Golf

Tiger Woods Is Closing In on Sam Snead’s Record


On Thursday, he opened with a two-under-par 70, the same first-round score he carded in 2012, the last time he won this event. He was five strokes behind the first-round leader, Ryan Moore. This is Woods’s second start since winning the Masters in April, to move to within three victories of Jack Nicklaus’s record 18 major titles. Woods came to the Memorial feeling “a lot better,” he said, than he did two weeks ago at the P.G.A. Championship at Bethpage Black, where he failed to advance to the weekend.

“I don’t think he’s going to let that happen again,” said Nicklaus, who added that he expected Woods to play well this week and at the United States Open in two weeks at Pebble Beach, the site of a 15-stroke Open victory for Woods in 2000.

Nicklaus, 79, accepts that his majors record is back on the endangered list. For the past several years, as Woods went through four back operations that left him questioning his future in golf, Nicklaus cautioned people not to count Woods out.

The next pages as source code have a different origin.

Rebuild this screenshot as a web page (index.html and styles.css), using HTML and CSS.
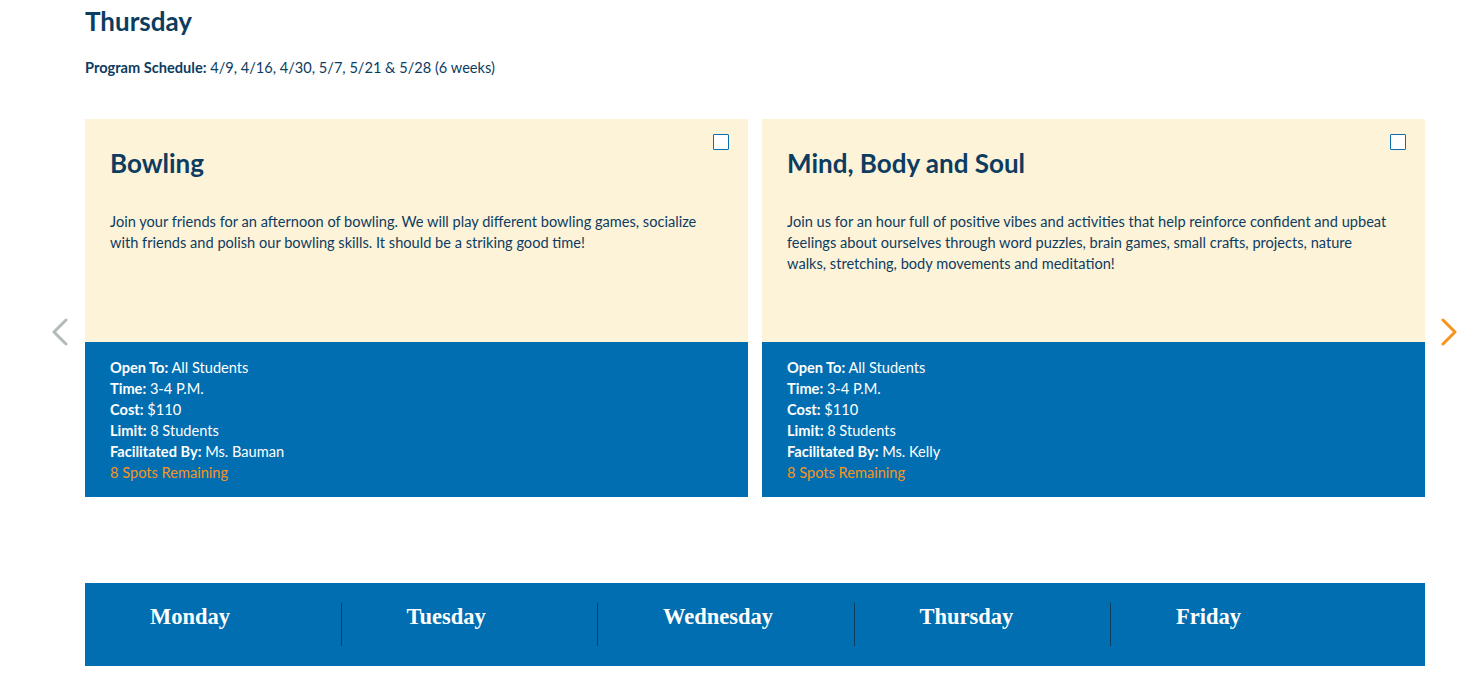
FILE: index.html
```html
<!DOCTYPE html>
<html>
<head>
<meta charset="utf-8">
<link rel="stylesheet" href="styles.css">
</head>
<body>
<main class="page">
  <h1 class="day-title">Thursday</h1>
  <p class="schedule"><strong>Program Schedule:</strong> 4/9, 4/16, 4/30, 5/7, 5/21 &amp; 5/28 (6 weeks)</p>

  <section class="carousel">
    <button class="arrow arrow-prev" aria-label="Previous">
      <svg width="18" height="28" viewBox="0 0 18 28"><path d="M15 2 L3 14 L15 26" fill="none" stroke="#b3bbb7" stroke-width="3" stroke-linecap="round" stroke-linejoin="round"/></svg>
    </button>
    <div class="cards">
      <article class="card">
        <div class="card-top">
          <span class="check"></span>
          <h2 class="card-title">Bowling</h2>
          <p class="card-desc">Join your friends for an afternoon of bowling. We will play different bowling games, socialize with friends and polish our bowling skills. It should be a striking good time!</p>
        </div>
        <div class="card-info">
          <p><strong>Open To:</strong> All Students</p>
          <p><strong>Time:</strong> 3-4 P.M.</p>
          <p><strong>Cost:</strong> $110</p>
          <p><strong>Limit:</strong> 8 Students</p>
          <p><strong>Facilitated By:</strong> Ms. Bauman</p>
          <p class="spots">8 Spots Remaining</p>
        </div>
      </article>
      <article class="card">
        <div class="card-top">
          <span class="check"></span>
          <h2 class="card-title">Mind, Body and Soul</h2>
          <p class="card-desc">Join us for an hour full of positive vibes and activities that help reinforce confident and upbeat feelings about ourselves through word puzzles, brain games, small crafts, projects, nature walks, stretching, body movements and meditation!</p>
        </div>
        <div class="card-info">
          <p><strong>Open To:</strong> All Students</p>
          <p><strong>Time:</strong> 3-4 P.M.</p>
          <p><strong>Cost:</strong> $110</p>
          <p><strong>Limit:</strong> 8 Students</p>
          <p><strong>Facilitated By:</strong> Ms. Kelly</p>
          <p class="spots">8 Spots Remaining</p>
        </div>
      </article>
    </div>
    <button class="arrow arrow-next" aria-label="Next">
      <svg width="18" height="28" viewBox="0 0 18 28"><path d="M3 2 L15 14 L3 26" fill="none" stroke="#f7941d" stroke-width="3" stroke-linecap="round" stroke-linejoin="round"/></svg>
    </button>
  </section>

  <nav class="days">
    <a class="day">Monday</a>
    <a class="day">Tuesday</a>
    <a class="day">Wednesday</a>
    <a class="day">Thursday</a>
    <a class="day last">Friday</a>
  </nav>
</main>
</body>
</html>
```

FILE: styles.css
```css
* { box-sizing: border-box; }
html, body { margin: 0; padding: 0; background: #fff; }
body {
  font-family: "Lato", "Open Sans", sans-serif;
  color: #0d3c61;
}
.page {
  padding: 0 41px 0 85px;
}
.day-title {
  margin: 0;
  padding-top: 5px;
  font-size: 26px;
  line-height: 32px;
  font-weight: 700;
  color: #0d3c61;
}
.schedule {
  margin: 21px 0 0;
  font-size: 14.6px;
  line-height: 20px;
}
.schedule strong { font-weight: 700; }
.carousel {
  position: relative;
  margin-top: 41px;
}
.cards {
  display: flex;
  gap: 14px;
}
.card {
  width: 663px;
  display: flex;
  flex-direction: column;
}
.card-top {
  position: relative;
  background: #fdf3d8;
  height: 223px;
  padding: 27px 25px 0;
}
.check {
  position: absolute;
  top: 15px;
  right: 19px;
  width: 16px;
  height: 16px;
  background: #fff;
  border: 1.5px solid #0a6eb0;
  border-radius: 1px;
}
.card-title {
  margin: 0;
  font-size: 26px;
  line-height: 34px;
  font-weight: 700;
  color: #0d3c61;
}
.card-desc {
  margin: 31px 0 0;
  max-width: 604px;
  font-size: 14.6px;
  line-height: 21px;
  color: #0d3c61;
}
.card-info {
  background: #006eb0;
  height: 155px;
  padding: 15px 25px 0;
  color: #fff;
}
.card-info p {
  margin: 0;
  font-size: 14.6px;
  line-height: 21px;
}
.card-info strong { font-weight: 700; }
.card-info .spots { color: #f7941d; }
.arrow {
  position: absolute;
  top: 199px;
  background: none;
  border: 0;
  padding: 0;
  width: 18px;
  height: 28px;
  cursor: pointer;
}
.arrow svg { display: block; }
.arrow-prev { left: -34px; }
.arrow-next { right: -33px; }
.days {
  display: flex;
  margin-top: 86px;
  background: #006eb0;
  padding: 20px 0;
  width: 1340px;
}
.day {
  width: 256.5px;
  padding-left: 65px;
  height: 43px;
  line-height: 28px;
  border-right: 1px solid #0d3c61;
  font-family: "Liberation Serif", "DejaVu Serif", serif;
  font-weight: 700;
  font-size: 22.5px;
  color: #fff;
}
.day.last { border-right: 0; }
```
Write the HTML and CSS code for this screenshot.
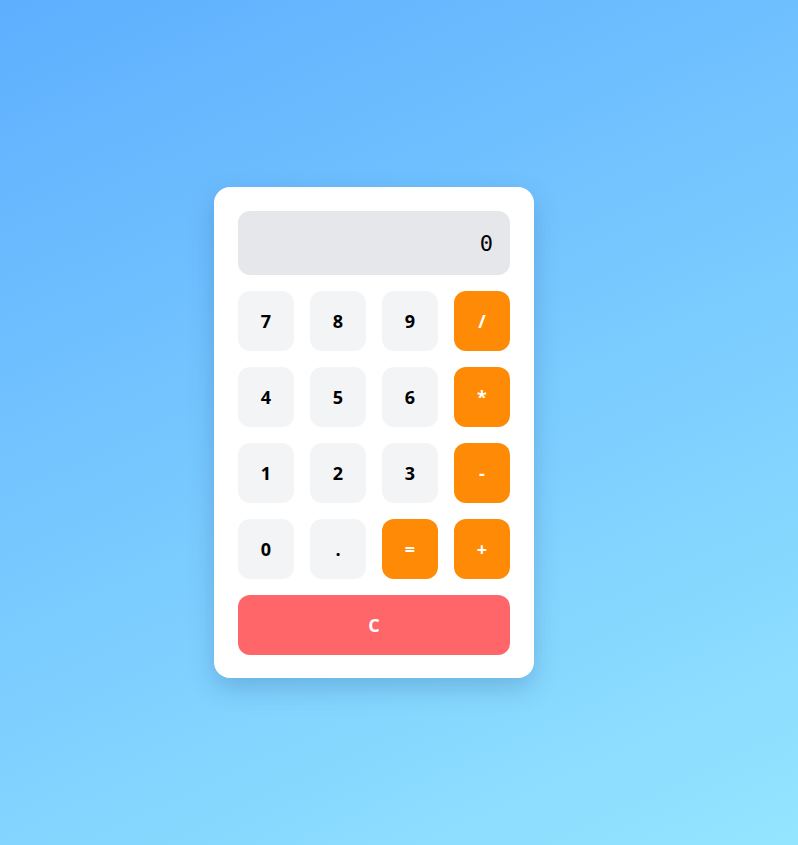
FILE: index.html
```html
<!DOCTYPE html>
<html>
<head>
<meta charset="utf-8">
<link rel="stylesheet" href="styles.css">
</head>
<body>
<main class="page">
  <div class="calc">
    <div class="display">0</div>
    <div class="keys">
      <button class="key">7</button>
      <button class="key">8</button>
      <button class="key">9</button>
      <button class="key op">/</button>
      <button class="key">4</button>
      <button class="key">5</button>
      <button class="key">6</button>
      <button class="key op">*</button>
      <button class="key">1</button>
      <button class="key">2</button>
      <button class="key">3</button>
      <button class="key op">-</button>
      <button class="key">0</button>
      <button class="key">.</button>
      <button class="key op">=</button>
      <button class="key op">+</button>
      <button class="key clear">C</button>
    </div>
  </div>
</main>
</body>
</html>
```
FILE: styles.css
```css
html, body {
  margin: 0;
  padding: 0;
}
body {
  font-family: "Open Sans", "Noto Sans", sans-serif;
  background: linear-gradient(155deg, #5eaffe 0%, #94e5ff 100%);
  min-height: 845px;
}
.page {
  box-sizing: border-box;
  height: 845px;
  display: flex;
  align-items: flex-start;
  justify-content: center;
  padding-top: 187px;
  padding-right: 50px;
}
.calc {
  box-sizing: border-box;
  width: 320px;
  background: #ffffff;
  border-radius: 16px;
  padding: 24px 24px 23px;
  box-shadow: 0 10px 25px rgba(30, 80, 140, 0.25);
}
.display {
  box-sizing: border-box;
  height: 64px;
  background: #e5e7eb;
  border-radius: 12px;
  padding: 0 17px;
  display: flex;
  align-items: center;
  justify-content: flex-end;
  font-family: "DejaVu Sans Mono", monospace;
  font-size: 22px;
  color: #000;
  margin-bottom: 16px;
}
.keys {
  display: grid;
  grid-template-columns: repeat(4, 56px);
  grid-auto-rows: 60px;
  gap: 16px;
}
.key {
  border: none;
  margin: 0;
  padding: 0;
  border-radius: 12px;
  background: #f3f4f6;
  color: #000;
  font-family: "Open Sans", "Noto Sans", sans-serif;
  font-weight: 700;
  font-size: 18px;
}
.key.op {
  background: #ff8a05;
  color: #fff;
}
.key.clear {
  grid-column: 1 / -1;
  background: #ff6669;
  color: #fff;
}
```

On Tuesday, Nicklaus, the host of the Memorial, said, “If he’s physically sound and it’s his desire to win and he breaks it, you know, well done.”

As for the other record, the one Woods could match this weekend, Nicklaus cares a lot less.

“Oh, Snead’s record, I don’t pay any attention to that,” Nicklaus said with a laugh. The majors were his measuring stick, Nicklaus added. He finished with 73 tour victories, and he said Snead’s record was never that important to him.

“Might be to him,” Nicklaus said, referring to Woods. “I don’t know.”

Does 18 majors beat 82 tour wins? Woods kept his poker face intact.

“To be able to come this close to get one behind Sam Snead has been pretty amazing,” Woods said, adding, “Hopefully, I have a few more.”